INPUT MATERIAL.
————————
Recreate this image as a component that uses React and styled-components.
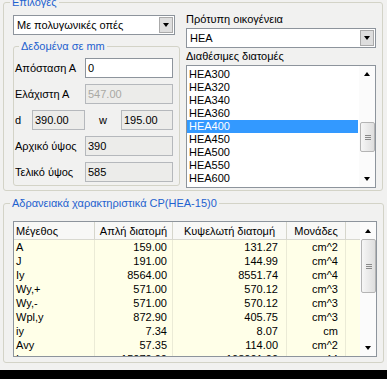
import React from 'react';
import styled, { createGlobalStyle } from 'styled-components';

const GlobalStyle = createGlobalStyle`
  html, body {
    margin: 0;
    padding: 0;
    background: #f1f1f0;
  }
  body {
    font-family: 'Liberation Sans', Arial, sans-serif;
    font-size: 11px;
    color: #000;
  }
`;

const Window = styled.div`
  width: 387px;
  height: 379px;
  background: #f1f1f0;
  display: flex;
  flex-direction: column;
  overflow: hidden;
`;

const Group = styled.fieldset`
  box-sizing: border-box;
  margin: ${p => p.$margin};
  padding: ${p => p.$padding};
  width: ${p => p.$width}px;
  border: 1px solid #d3d3c7;
  border-radius: 3px;
  min-width: 0;
`;

const Legend = styled.legend`
  padding: 0 2px;
  margin-left: ${p => p.$offset}px;
  color: #1f62cf;
  line-height: 13px;
`;

const TopGrid = styled.div`
  display: grid;
  grid-template-columns: 167px 190px;
  column-gap: 6px;
  align-items: start;
`;

const Column = styled.div`
  display: flex;
  flex-direction: column;
`;

const Caption = styled.div`
  line-height: 13px;
  height: 13px;
  margin-bottom: 2px;
  margin-top: ${p => p.$top || 0}px;
  white-space: nowrap;
`;

const Select = styled.div`
  box-sizing: border-box;
  height: 20px;
  margin-top: ${p => p.$top || 0}px;
  width: ${p => p.$width}px;
  border: 1px solid #8d949c;
  background: #fff;
  display: flex;
  align-items: center;
  padding: 0 1px 0 3px;
`;

const SelectText = styled.span`
  flex: 1;
  white-space: nowrap;
  overflow: hidden;
`;

const DropButton = styled.span`
  box-sizing: border-box;
  width: 14px;
  height: 16px;
  background: #dedede;
  border: 1px solid #aaaaaa;
  display: flex;
  align-items: center;
  justify-content: center;
`;

const Arrow = styled.span`
  width: 0;
  height: 0;
  border-left: 3.5px solid transparent;
  border-right: 3.5px solid transparent;
  ${p => (p.$up ? 'border-bottom: 4px solid #000;' : 'border-top: 4px solid #000;')}
`;

const Rows = styled.div`
  display: flex;
  flex-direction: column;
  gap: 6px;
`;

const Row = styled.div`
  display: flex;
  align-items: center;
  height: 20px;
`;

const Label = styled.span`
  width: ${p => p.$width}px;
  flex: none;
  white-space: nowrap;
  text-align: ${p => p.$align || 'left'};
`;

const Field = styled.div`
  box-sizing: border-box;
  width: ${p => p.$width}px;
  height: 20px;
  line-height: 18px;
  padding-left: 2px;
  border: 1px solid ${p => (p.$editable ? '#8d949c' : '#b5b8bc')};
  background: ${p => (p.$editable ? '#fff' : '#ececea')};
  color: ${p => (p.$disabled ? '#a9a9a4' : '#000')};
`;

const ListBox = styled.div`
  box-sizing: border-box;
  height: 123px;
  border: 1px solid #8d949c;
  background: #fff;
  display: flex;
  overflow: hidden;
`;

const ListItems = styled.div`
  flex: 1;
  padding: 2px 1px 0 0;
  overflow: hidden;
`;

const ListItem = styled.div`
  line-height: 13px;
  height: 13px;
  padding-left: 2px;
  background: ${p => (p.$selected ? '#3399ff' : 'transparent')};
  color: ${p => (p.$selected ? '#fff' : '#000')};
`;

const ScrollBar = styled.div`
  width: 16px;
  flex: none;
  display: flex;
  flex-direction: column;
  background: #fbfbfb;
`;

const ScrollArrow = styled.div`
  height: ${p => p.$height || 16}px;
  display: flex;
  align-items: center;
  justify-content: center;
  flex: none;
`;

const Track = styled.div`
  flex: 1;
  display: flex;
  flex-direction: column;
`;

const Thumb = styled.div`
  box-sizing: border-box;
  margin-top: ${p => p.$offset}px;
  height: ${p => p.$size}px;
  width: 15px;
  margin-left: 1px;
  border: 1px solid #b4b4b4;
  border-radius: 2px;
  background: linear-gradient(to right, #f6f6f6, #dedede);
  display: flex;
  align-items: center;
  justify-content: center;
`;

const Grip = styled.span`
  width: 6px;
  height: 5px;
  border-top: 1px solid #8a8a8a;
  border-bottom: 1px solid #8a8a8a;
  box-sizing: border-box;
  position: relative;
  &::after {
    content: '';
    position: absolute;
    left: 0;
    right: 0;
    top: 1px;
    border-top: 1px solid #8a8a8a;
  }
`;

const Table = styled.div`
  box-sizing: border-box;
  height: 136px;
  border: 1px solid #8d949c;
  display: flex;
  background: #ffffe8;
  overflow: hidden;
`;

const TableBody = styled.div`
  flex: 1;
  overflow: hidden;
`;

const Grid = styled.div`
  display: grid;
  grid-template-columns: 81px 78px 114px 59px 1fr;
`;

const HeadCell = styled.div`
  height: 18px;
  line-height: 18px;
  background: #f8f8f6;
  border-bottom: 1px solid #d9d9d0;
  border-right: ${p => (p.$last ? 'none' : '1px solid #d6d6cc')};
  text-align: ${p => p.$align || 'center'};
  padding-left: ${p => (p.$align === 'left' ? 2 : 0)}px;
  white-space: nowrap;
  box-sizing: border-box;
`;

const Cell = styled.div`
  height: 14px;
  line-height: 14px;
  border-right: ${p => (p.$last ? 'none' : '1px solid #ebebd6')};
  text-align: ${p => p.$align || 'right'};
  padding: 0 ${p => p.$pad || 0}px 0 ${p => (p.$align === 'left' ? 2 : 0)}px;
  white-space: nowrap;
  box-sizing: border-box;
`;

const Taskbar = styled.div`
  margin-top: auto;
  height: 9px;
  background: #000;
`;

const sections = ['HEA300', 'HEA320', 'HEA340', 'HEA360', 'HEA400', 'HEA450', 'HEA500', 'HEA550', 'HEA600', 'HEA650'];

const props = [
  ['A', '159.00', '131.27', 'cm^2'],
  ['J', '191.00', '144.99', 'cm^4'],
  ['Iy', '8564.00', '8551.74', 'cm^4'],
  ['Wy,+', '571.00', '570.12', 'cm^3'],
  ['Wy,-', '571.00', '570.12', 'cm^3'],
  ['Wpl,y', '872.90', '405.75', 'cm^3'],
  ['iy', '7.34', '8.07', 'cm'],
  ['Avy', '57.35', '114.00', 'cm^2'],
  ['Iz', '15070.00', '108001.00', 'cm^4'],
];

function Scroller({ thumbOffset, thumbSize, topHeight }) {
  return (
    <ScrollBar>
      <ScrollArrow $height={topHeight}><Arrow $up /></ScrollArrow>
      <Track>
        <Thumb $offset={thumbOffset} $size={thumbSize}><Grip /></Thumb>
      </Track>
      <ScrollArrow><Arrow /></ScrollArrow>
    </ScrollBar>
  );
}

export default function App() {
  return (
    <Window>
      <GlobalStyle />
      <Group $margin="-4px 0 0 3px" $padding="4px 5px 2px 9px" $width={380}>
        <Legend $offset={-3}>Επιλογές</Legend>
        <TopGrid>
          <Column>
            <Select $top={2} $width={162}>
              <SelectText>Με πολυγωνικές οπές</SelectText>
              <DropButton><Arrow /></DropButton>
            </Select>
            <Group $margin="5px 0 0 0" $padding="5px 6px 3px 1px" $width={167}>
              <Legend $offset={4}>Δεδομένα σε mm</Legend>
              <Rows>
                <Row>
                  <Label $width={70}>Απόσταση Α</Label>
                  <Field $width={88} $editable>0</Field>
                </Row>
                <Row>
                  <Label $width={70}>Ελάχιστη Α</Label>
                  <Field $width={88} $disabled>547.00</Field>
                </Row>
                <Row>
                  <Label $width={17}>d</Label>
                  <Field $width={53}>390.00</Field>
                  <Label $width={36} $align="center">w</Label>
                  <Field $width={52}>195.00</Field>
                </Row>
                <Row>
                  <Label $width={70}>Αρχικό ύψος</Label>
                  <Field $width={88}>390</Field>
                </Row>
                <Row>
                  <Label $width={70}>Τελικό ύψος</Label>
                  <Field $width={88}>585</Field>
                </Row>
              </Rows>
            </Group>
          </Column>
          <Column>
            <Caption>Πρότυπη οικογένεια</Caption>
            <Select $width={190}>
              <SelectText>HEA</SelectText>
              <DropButton><Arrow /></DropButton>
            </Select>
            <Caption $top={2}>Διαθέσιμες διατομές</Caption>
            <ListBox>
              <ListItems>
                {sections.map(s => (
                  <ListItem key={s} $selected={s === 'HEA400'}>{s}</ListItem>
                ))}
              </ListItems>
              <Scroller thumbOffset={40} thumbSize={30} topHeight={16} />
            </ListBox>
          </Column>
        </TopGrid>
      </Group>

      <Group $margin="6px 0 0 3px" $padding="11px 6px 5px 9px" $width={381}>
        <Legend $offset={-3}>Αδρανειακά χαρακτηριστικά CP(HEA-15)0</Legend>
        <Table>
          <TableBody>
            <Grid>
              <HeadCell $align="left">Μέγεθος</HeadCell>
              <HeadCell>Απλή διατομή</HeadCell>
              <HeadCell>Κυψελωτή διατομή</HeadCell>
              <HeadCell>Μονάδες</HeadCell>
              <HeadCell $last />
              {props.map(([name, simple, cell, unit]) => (
                <React.Fragment key={name}>
                  <Cell $align="left">{name}</Cell>
                  <Cell $pad={5}>{simple}</Cell>
                  <Cell $pad={8}>{cell}</Cell>
                  <Cell $pad={7}>{unit}</Cell>
                  <Cell $last />
                </React.Fragment>
              ))}
            </Grid>
          </TableBody>
          <Scroller thumbOffset={0} thumbSize={54} topHeight={17} />
        </Table>
      </Group>
      <Taskbar />
    </Window>
  );
}
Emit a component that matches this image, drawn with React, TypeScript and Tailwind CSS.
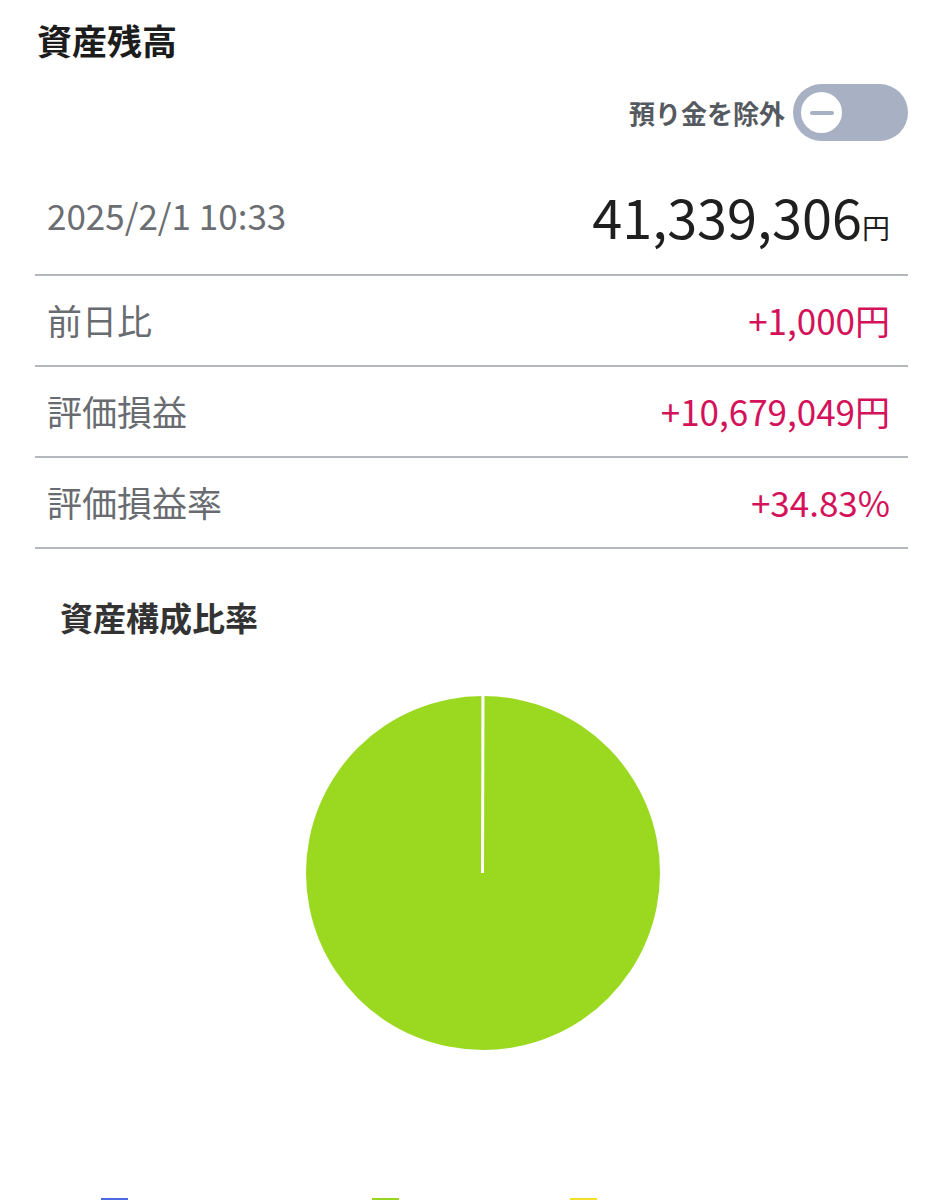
const ROWS = [
  { label: '前日比', value: '+1,000円' },
  { label: '評価損益', value: '+10,679,049円' },
  { label: '評価損益率', value: '+34.83%' },
];

const LEGEND = [
  { color: 'bg-[#4a6be0]', label: '国内株式(現物)', width: 'w-[271px]', gap: 'gap-[51px]' },
  { color: 'bg-[#9ad61f]', label: '投資信託', width: 'w-[198px]', gap: 'gap-[18px]' },
  { color: 'bg-[#f2e02a]', label: '預り金', width: 'w-[200px]', gap: 'gap-[76px]' },
];

function Toggle() {
  return (
    <div className="w-[115px] h-[57px] rounded-full bg-[#a8b0c4] p-[5px] flex items-center">
      <div className="w-[47px] h-[47px] rounded-full bg-white border-[3px] border-[#a8b0c4] flex items-center justify-center">
        <div className="w-[24px] h-[4px] rounded-full bg-[#a8b0c4]" />
      </div>
    </div>
  );
}

function PieChart() {
  const cx = 183;
  const cy = 183;
  const r = 177;
  return (
    <svg width="366" height="366" viewBox="0 0 366 366">
      <circle cx={cx} cy={cy} r={r} fill="#9ad91f" />
      <path d={`M${cx} ${cy} L${cx - 1.5} ${cy - r} L${cx + 1} ${cy - r} Z`} fill="#c9d4f2" />
      <line x1={cx - 0.5} y1={cy} x2={cx} y2={cy - r} stroke="#ffffff" strokeWidth="3" />
    </svg>
  );
}

export default function App() {
  return (
    <div className="w-[943px] bg-white font-['Noto_Sans_CJK_JP','Noto_Sans',sans-serif]">
      <div className="px-[35px] pt-[15px]">
        <h1 className="text-[35px] leading-[50px] font-bold text-[#1c1c1c] pl-[2px]">資産残高</h1>

        <div className="flex items-center justify-end gap-[8px] mt-[19px]">
          <span className="text-[26px] font-bold text-[#555a60]">預り金を除外</span>
          <Toggle />
        </div>

        <div className="flex items-center justify-between h-[135px] pt-[16px] border-b-2 border-[#b4b8bc] px-[12px] pr-[18px]">
          <span className="text-[35px] text-[#6b6e72]">2025/2/1 10:33</span>
          <span className="text-[#1f1f1f] flex items-baseline">
            <span className="text-[54px] leading-none">41,339,306</span>
            <span className="text-[28px] leading-none">円</span>
          </span>
        </div>

        {ROWS.map(row => (
          <div
            key={row.label}
            className="flex items-center justify-between h-[91px] border-b-2 border-[#b4b8bc] px-[12px] pr-[18px]"
          >
            <span className="text-[35px] text-[#686b6f]">{row.label}</span>
            <span className="text-[35px] text-[#d4125a]">{row.value}</span>
          </div>
        ))}
      </div>

      <h2 className="text-[33px] leading-[48px] font-bold text-[#333333] pl-[60px] mt-[44px]">資産構成比率</h2>

      <div className="flex justify-center mt-[49px] pl-[23px]">
        <PieChart />
      </div>

      <div className="flex items-start pl-[101px] mt-[142px]">
        {LEGEND.map(item => (
          <div key={item.label} className={`flex items-start ${item.width} ${item.gap}`}>
            <div className={`w-[27px] h-[20px] shrink-0 ${item.color}`} />
            <span className="text-[24px] leading-none text-[#444444] pt-[4px]">{item.label}</span>
          </div>
        ))}
      </div>
      <div className="h-[60px]" />
    </div>
  );
}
————————
EXERCISE. Which lines hold the word "components"? Show each one.

WORKED ANSWER.
Recreate this image as a component that uses React and styled-components.
import styled, { createGlobalStyle } from 'styled-components';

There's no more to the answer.